Kelly here! I've done a lot of talks recently, where I have explored the possibility of better data practices for web3. As always with these passions of mine - I try to steer clear of what the developer thinks, I focus on what the end user wants, and I cut straight to the meat. I'm happy to say that this article is an opportunity for a larger conversation about everything connected to our data and why it's important moving forward transparently for all people across all web3 technologies, inclusive of video games.
The Golden Age
It’s 2022. One of the biggest problems that we know about web2 in 2022 is it's very limited. And because it's very limited, there are not always good opportunities for us to be able to get something out of the relationship that we have with that particular web2 application. So if I want to play on my Xbox, I have to log in with my credentials first. That’s so last generation. If I want to go into Steam, the same thing is true. Hell, if I want to go into Meta (as if I would), I need an actual Facebook account to get in. So that makes it nice and simple for me in Oculus. No Facebook account? No play. But it’s not all doom and gloom: web3 is in a golden age, though the road to this supposed enlightenment is littered with BS APIs (dodgy interface contracts). Like dog poo and cans of piss strewn along the side of the highway, it’s disgusting. It would be a good idea to look at where those touch points are and where those pain points definitely are, and how we can get over them. So how do we start the cleanup process? You guessed it - we educate these so-called devs in exactly what we, the user, wants by focusing on really useful existing tools and cool process designs.

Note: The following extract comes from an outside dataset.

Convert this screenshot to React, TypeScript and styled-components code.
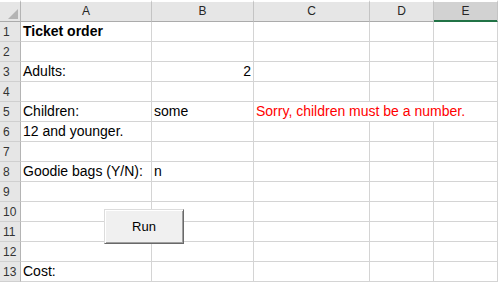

Safety is the right of all users. It's not a privilege. It shouldn't be something that we shouldn’t have to pay for, no matter what the cost is to the developers. It should be something that we have instant access to. Safety and being safe in a web3 environment (and even a web2 environment) is paramount to being able to do everything from playing to buying.
No One Wants Your Data
When I think about how that works as a construct inside web3, I do not look at any other demographic apart from children, preferably under-13s, because it is here that this demographic and vulnerable adults become more vulnerable in spaces where they are exposed in terms of their credentials and their information. It is here that they are exposed to poor UX and bad data sanitisation. The number rule of data design since time immemorial, for example, is that the moment something leaves the server, the creator (read data nerd) loses control. Is that a solid basis for protecting our users if we can’t protect the transaction of data as it passes between two points? If we have to log into a metaverse or website or even an app and we're used to 2FA or MFA (two or multi-factor authentication), then that looks on the surface to be safe, right? For children, safety does not always mean safe. In some cases, safety just means anonymised data. Therefore, as we are gleaning data from children who are accessing all of their favourite online games or social media platforms; what's happening to the data and who's protecting children when they're logging in? Blindly, they will be clicking yes and accepting all of the terms and conditions without question. Why would they? They are children. Who writes EULAs for kids?
Where is that data actually going? In most cases, it's being sold. That’s not cool. But you don’t have to look too far from your own PC or device to know where it’s being sold to.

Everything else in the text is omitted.